The issue of safety in forest operations has emerged after a senior forest conservator died yesterday (3 March) following an attack by a wild tusker in Nagarahole Tiger Reserve in Karnataka.
Forty-five-year-old senior Indian Forest Service official, S Manikandan, was attacked in the DB Kuppe range, which is now being frequented by elephants due to the availability of water. The officer had gone there along with a few staff members to assess damage caused by a minor forest fire, when the tusker, standing amidst the bushes, attacked the party from behind, killing the officer.

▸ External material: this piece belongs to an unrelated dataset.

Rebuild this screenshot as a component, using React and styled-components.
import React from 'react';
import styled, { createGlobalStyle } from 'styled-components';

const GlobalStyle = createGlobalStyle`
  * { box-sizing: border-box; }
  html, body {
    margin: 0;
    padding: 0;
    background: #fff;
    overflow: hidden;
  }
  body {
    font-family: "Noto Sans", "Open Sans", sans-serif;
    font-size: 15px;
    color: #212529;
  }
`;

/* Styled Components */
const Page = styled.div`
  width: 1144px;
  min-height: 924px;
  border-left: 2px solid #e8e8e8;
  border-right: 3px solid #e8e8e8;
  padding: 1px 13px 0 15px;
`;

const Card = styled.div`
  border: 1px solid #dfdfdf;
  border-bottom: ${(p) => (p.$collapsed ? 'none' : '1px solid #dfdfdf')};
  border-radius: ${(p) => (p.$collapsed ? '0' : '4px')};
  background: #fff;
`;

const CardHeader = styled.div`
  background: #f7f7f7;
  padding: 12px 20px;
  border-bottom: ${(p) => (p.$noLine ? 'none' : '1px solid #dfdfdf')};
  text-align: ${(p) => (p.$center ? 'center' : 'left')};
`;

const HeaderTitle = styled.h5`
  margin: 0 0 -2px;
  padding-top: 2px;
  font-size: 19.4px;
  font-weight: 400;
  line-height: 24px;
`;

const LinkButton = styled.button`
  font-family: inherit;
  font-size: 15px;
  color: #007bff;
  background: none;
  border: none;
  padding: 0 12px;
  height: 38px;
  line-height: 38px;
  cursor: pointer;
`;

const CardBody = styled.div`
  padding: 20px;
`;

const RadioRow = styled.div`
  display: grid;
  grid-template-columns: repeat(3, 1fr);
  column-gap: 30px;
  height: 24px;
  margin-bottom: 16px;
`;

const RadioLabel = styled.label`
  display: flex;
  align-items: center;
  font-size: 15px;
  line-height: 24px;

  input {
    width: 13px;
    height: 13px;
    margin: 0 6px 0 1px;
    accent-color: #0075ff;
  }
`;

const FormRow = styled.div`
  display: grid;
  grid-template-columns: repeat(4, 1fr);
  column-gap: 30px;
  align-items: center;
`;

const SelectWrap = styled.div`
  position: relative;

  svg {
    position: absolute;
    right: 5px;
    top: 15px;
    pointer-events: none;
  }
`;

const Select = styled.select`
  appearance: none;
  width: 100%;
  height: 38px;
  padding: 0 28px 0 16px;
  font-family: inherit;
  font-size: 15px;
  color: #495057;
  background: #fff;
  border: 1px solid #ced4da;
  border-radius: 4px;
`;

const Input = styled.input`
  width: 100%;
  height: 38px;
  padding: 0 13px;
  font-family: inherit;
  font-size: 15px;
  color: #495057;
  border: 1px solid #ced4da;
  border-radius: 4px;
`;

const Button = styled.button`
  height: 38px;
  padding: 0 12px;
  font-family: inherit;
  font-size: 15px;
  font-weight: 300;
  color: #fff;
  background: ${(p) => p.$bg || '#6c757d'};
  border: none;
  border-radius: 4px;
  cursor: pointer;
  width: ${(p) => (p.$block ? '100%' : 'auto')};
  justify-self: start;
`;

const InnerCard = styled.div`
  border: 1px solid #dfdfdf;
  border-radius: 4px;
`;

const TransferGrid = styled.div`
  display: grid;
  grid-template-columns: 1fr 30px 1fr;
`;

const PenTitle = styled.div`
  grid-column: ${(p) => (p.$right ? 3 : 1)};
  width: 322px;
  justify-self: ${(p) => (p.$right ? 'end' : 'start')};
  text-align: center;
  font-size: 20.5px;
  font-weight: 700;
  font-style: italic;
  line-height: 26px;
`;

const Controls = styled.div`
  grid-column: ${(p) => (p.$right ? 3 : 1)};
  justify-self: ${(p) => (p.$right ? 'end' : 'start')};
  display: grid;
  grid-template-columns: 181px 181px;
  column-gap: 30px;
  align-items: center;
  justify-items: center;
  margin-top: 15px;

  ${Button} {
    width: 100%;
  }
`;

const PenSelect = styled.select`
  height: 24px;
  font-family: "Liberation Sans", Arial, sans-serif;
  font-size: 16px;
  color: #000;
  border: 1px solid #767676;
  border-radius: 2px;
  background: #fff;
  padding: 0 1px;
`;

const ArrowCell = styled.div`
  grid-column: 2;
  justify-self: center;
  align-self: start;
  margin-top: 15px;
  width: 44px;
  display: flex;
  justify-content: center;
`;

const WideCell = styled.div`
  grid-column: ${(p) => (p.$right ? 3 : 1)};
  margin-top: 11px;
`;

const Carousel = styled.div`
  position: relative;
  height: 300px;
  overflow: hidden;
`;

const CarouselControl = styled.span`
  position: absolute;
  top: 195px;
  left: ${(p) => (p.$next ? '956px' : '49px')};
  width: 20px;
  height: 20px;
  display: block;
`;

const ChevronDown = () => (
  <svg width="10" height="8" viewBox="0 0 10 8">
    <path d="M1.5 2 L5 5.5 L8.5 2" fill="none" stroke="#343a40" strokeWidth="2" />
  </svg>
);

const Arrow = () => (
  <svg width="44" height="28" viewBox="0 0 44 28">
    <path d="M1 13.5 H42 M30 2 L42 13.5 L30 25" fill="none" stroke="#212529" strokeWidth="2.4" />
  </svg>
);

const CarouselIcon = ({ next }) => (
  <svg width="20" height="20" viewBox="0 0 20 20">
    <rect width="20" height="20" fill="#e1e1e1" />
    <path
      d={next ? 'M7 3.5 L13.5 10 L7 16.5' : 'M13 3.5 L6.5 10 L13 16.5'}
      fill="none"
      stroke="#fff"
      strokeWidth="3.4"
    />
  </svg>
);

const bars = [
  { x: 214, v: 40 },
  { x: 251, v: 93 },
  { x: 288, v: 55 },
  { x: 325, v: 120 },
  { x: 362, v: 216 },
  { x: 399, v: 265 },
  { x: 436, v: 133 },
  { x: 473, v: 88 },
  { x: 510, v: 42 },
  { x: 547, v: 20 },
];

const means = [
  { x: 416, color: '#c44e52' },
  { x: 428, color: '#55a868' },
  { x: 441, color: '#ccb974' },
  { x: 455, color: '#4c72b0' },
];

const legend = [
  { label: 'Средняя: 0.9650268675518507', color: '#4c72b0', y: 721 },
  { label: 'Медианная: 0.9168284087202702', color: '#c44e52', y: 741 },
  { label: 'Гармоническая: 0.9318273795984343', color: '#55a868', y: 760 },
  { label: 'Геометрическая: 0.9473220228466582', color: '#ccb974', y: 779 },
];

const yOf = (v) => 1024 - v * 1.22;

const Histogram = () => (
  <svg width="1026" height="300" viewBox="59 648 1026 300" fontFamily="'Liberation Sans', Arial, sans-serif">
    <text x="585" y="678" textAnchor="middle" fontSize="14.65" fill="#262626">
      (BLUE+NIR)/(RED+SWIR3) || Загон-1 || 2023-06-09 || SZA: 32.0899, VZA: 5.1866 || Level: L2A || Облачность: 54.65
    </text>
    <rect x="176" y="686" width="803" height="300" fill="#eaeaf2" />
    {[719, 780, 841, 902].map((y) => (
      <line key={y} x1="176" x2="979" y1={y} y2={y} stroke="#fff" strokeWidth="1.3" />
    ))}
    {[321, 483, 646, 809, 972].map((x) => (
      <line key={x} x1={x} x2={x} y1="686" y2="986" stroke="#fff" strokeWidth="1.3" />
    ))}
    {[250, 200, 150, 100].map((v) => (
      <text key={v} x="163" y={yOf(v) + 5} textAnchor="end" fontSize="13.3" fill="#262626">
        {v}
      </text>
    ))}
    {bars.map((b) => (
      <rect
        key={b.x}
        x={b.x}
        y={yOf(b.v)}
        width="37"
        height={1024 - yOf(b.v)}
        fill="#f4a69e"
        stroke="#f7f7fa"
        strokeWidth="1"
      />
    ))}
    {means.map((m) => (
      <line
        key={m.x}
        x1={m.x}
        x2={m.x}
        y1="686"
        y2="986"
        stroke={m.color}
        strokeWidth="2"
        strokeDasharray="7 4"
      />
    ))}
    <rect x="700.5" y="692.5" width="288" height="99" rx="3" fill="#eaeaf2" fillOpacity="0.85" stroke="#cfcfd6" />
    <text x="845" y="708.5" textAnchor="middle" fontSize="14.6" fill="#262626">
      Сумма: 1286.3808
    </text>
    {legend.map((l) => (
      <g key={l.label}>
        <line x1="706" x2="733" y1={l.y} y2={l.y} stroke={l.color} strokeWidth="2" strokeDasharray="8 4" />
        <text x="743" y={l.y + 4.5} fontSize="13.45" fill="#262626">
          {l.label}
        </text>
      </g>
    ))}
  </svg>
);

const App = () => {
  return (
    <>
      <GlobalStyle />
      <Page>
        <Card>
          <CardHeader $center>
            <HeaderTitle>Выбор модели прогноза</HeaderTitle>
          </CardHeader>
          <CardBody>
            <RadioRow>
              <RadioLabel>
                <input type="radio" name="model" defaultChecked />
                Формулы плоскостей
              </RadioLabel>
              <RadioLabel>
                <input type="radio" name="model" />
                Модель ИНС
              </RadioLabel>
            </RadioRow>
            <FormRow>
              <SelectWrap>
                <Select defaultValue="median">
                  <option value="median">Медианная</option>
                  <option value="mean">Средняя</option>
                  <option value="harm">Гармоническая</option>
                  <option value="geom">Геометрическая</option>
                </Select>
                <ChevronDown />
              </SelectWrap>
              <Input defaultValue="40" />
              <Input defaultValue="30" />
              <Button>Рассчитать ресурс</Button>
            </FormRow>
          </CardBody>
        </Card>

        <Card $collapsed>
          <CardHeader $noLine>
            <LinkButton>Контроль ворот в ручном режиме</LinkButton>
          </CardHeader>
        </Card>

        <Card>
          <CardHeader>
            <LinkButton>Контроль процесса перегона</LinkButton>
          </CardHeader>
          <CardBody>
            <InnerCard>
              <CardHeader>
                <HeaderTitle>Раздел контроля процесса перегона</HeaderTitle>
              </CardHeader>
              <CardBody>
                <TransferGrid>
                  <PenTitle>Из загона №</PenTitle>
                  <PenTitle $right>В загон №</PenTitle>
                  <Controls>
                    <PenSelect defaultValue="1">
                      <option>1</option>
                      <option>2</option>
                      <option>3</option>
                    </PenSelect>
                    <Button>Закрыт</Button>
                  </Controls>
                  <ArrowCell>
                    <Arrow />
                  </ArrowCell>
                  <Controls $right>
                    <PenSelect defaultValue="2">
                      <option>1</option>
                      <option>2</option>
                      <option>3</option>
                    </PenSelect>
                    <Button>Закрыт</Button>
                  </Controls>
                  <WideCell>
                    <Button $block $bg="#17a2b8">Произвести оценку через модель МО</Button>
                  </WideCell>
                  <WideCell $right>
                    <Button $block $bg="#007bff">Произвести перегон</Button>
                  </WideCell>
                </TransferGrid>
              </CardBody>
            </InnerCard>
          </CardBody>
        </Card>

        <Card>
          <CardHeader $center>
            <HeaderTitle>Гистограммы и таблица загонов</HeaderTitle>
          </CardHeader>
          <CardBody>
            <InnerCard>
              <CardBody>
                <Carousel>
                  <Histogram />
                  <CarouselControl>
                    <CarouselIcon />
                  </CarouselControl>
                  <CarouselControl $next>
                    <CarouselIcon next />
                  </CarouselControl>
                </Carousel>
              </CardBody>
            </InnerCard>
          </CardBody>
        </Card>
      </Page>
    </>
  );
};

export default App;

He was rushed to a hospital in H D Kote, where he was declared dead.
Elephant expert Ajay Desai also said the animal could have been in musth or panicked due to the noise. It will be uncalled for if the elephant is captured, he added.
Praveen Bhargav, Trustee, Wildlife First, said: "This is a tragic incident. One thing Manikandan did was shifting of tourism outside the Nagarahole park, which helps reduce disturbance inside the park."
Manikandan rerouted the movement of safari from Nagarahole to Nanchi to Nagarahole to Veeranahosahalli, to better secure the reserve.
Retd principal chief conservator of Forests Avani Kumar Verma said such incidents prove the dangers forest officials face, but still they are not recognised for their services.
His wife will be given a job on compassionate grounds, said Punati Sridhar, Principal Chief Conservator of Forests, adding, a suitable compensation is also being discussed.
Manikandan was a 2001 batch officer and from Madurai in Tamil Nadu. He is survived by his wife, a son and a daughter. An official confirmed that the post mortem will be performed at the K R Hospital in Mysuru after which the body would be taken to Madurai for last rites.